* Recorded data *
—————

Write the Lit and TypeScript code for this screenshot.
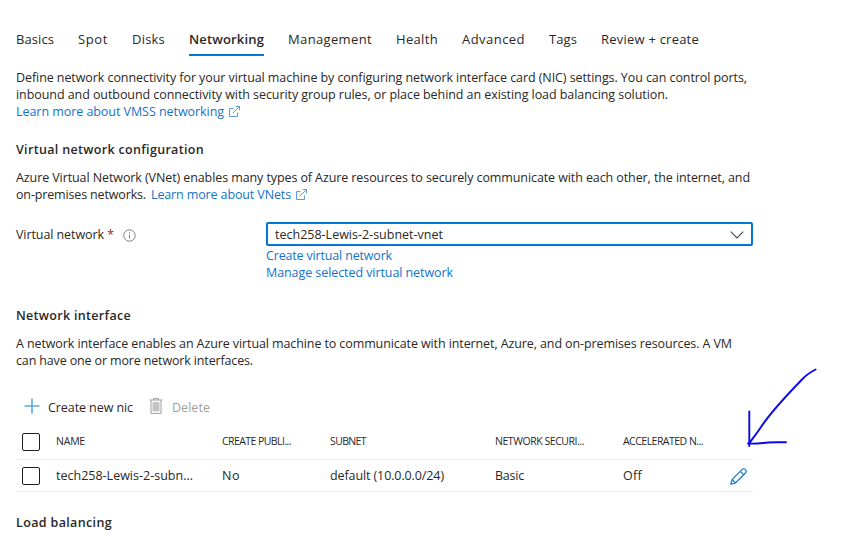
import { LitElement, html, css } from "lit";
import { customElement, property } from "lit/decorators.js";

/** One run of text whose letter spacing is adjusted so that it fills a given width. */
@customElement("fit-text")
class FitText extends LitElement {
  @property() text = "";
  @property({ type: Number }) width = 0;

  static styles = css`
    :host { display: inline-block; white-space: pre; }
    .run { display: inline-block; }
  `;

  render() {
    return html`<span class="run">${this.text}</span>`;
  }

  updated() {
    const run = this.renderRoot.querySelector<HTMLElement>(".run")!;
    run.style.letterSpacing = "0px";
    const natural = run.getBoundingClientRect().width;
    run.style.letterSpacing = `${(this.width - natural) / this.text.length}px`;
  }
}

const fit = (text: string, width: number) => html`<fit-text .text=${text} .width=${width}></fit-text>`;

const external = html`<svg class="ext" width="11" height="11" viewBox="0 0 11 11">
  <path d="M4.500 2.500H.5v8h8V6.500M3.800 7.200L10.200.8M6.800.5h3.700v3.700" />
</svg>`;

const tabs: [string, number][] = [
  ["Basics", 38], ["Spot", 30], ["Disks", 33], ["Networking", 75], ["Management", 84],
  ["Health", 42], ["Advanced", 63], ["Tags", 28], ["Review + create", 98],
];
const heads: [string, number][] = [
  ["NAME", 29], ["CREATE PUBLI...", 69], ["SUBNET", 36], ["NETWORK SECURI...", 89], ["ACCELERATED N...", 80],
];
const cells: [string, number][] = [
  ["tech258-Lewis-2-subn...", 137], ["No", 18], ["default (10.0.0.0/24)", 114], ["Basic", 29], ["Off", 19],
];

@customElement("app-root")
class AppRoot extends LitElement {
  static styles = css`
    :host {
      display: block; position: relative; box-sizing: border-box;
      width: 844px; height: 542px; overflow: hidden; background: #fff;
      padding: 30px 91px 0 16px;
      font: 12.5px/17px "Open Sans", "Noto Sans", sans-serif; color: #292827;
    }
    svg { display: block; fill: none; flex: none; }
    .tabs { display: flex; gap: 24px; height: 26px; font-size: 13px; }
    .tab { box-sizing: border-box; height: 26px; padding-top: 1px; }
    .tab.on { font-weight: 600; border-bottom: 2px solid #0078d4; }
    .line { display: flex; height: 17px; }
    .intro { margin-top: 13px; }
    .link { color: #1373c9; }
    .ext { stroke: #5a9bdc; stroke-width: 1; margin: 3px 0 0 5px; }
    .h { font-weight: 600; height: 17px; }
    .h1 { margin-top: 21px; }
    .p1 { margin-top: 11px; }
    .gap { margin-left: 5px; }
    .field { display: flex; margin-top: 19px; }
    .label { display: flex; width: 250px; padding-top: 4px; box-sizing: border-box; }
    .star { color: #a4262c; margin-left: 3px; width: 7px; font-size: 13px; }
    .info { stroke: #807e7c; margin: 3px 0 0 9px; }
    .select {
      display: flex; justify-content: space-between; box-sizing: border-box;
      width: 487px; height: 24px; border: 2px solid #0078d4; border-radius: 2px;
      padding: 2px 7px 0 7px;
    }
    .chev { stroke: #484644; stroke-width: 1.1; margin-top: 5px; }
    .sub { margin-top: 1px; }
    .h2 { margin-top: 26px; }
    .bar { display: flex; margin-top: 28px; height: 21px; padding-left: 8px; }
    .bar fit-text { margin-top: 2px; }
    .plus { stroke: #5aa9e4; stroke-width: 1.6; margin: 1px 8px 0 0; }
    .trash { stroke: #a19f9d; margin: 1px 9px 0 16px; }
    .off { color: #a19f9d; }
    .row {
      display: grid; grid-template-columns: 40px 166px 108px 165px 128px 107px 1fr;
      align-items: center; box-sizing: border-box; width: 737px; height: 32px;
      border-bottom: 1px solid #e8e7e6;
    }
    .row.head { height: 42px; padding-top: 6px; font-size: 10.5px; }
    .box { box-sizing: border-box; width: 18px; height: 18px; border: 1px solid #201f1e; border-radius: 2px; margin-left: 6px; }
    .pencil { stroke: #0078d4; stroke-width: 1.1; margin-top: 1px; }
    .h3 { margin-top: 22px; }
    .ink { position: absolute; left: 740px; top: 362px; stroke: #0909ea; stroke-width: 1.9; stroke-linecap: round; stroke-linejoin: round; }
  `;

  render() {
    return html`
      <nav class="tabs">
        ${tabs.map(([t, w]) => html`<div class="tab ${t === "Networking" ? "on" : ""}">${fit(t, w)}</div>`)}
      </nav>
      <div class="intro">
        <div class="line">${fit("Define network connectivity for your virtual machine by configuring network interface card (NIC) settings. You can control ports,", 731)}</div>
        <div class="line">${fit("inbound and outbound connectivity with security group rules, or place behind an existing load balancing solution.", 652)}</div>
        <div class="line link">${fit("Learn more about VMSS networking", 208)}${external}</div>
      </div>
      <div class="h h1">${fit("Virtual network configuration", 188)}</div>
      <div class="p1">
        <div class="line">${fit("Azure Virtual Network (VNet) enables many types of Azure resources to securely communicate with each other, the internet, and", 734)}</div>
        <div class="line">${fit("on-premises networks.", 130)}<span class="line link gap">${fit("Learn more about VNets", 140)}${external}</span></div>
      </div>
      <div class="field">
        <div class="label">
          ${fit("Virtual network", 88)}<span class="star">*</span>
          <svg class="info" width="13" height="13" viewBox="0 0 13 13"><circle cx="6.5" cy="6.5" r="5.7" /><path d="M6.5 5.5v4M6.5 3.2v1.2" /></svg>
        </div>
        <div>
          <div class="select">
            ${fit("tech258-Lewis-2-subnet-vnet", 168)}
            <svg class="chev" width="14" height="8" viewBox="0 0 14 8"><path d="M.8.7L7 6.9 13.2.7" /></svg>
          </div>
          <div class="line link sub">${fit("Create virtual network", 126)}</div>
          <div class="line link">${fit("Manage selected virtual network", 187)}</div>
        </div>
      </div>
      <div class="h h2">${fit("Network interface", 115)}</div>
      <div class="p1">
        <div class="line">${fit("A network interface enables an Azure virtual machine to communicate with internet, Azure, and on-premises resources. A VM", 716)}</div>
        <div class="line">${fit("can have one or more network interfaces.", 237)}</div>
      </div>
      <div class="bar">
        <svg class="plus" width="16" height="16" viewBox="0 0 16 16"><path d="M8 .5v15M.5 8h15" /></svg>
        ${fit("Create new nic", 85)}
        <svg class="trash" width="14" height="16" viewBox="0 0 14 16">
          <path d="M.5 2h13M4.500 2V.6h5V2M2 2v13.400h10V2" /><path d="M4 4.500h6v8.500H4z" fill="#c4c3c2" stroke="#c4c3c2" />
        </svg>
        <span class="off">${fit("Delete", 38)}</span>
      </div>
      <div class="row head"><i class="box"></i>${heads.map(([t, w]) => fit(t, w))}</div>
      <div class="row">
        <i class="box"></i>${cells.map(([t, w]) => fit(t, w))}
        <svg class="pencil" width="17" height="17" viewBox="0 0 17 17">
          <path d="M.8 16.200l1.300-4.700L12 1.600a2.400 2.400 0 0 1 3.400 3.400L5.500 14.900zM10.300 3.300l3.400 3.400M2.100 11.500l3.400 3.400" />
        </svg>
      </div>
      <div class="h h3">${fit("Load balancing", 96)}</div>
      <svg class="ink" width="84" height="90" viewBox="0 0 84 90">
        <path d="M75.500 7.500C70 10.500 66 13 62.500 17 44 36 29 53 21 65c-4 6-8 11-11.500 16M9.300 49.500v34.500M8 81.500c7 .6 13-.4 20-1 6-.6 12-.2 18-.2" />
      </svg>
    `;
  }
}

—————

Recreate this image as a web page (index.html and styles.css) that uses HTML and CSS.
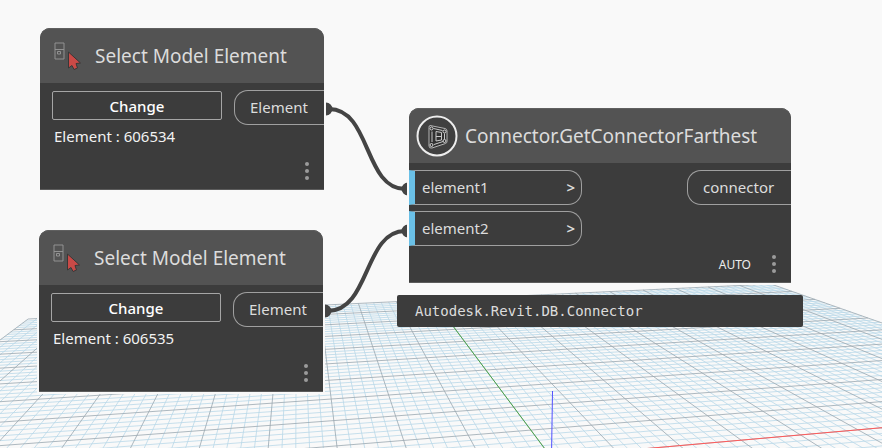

—————

* Request *
Return a copy of every line that includes the word "this".

* Worked solution *
Write the Lit and TypeScript code for this screenshot.
    return html`<span class="run">${this.text}</span>`;
    const run = this.renderRoot.querySelector<HTMLElement>(".run")!;
    run.style.letterSpacing = `${(this.width - natural) / this.text.length}px`;
Recreate this image as a web page (index.html and styles.css) that uses HTML and CSS.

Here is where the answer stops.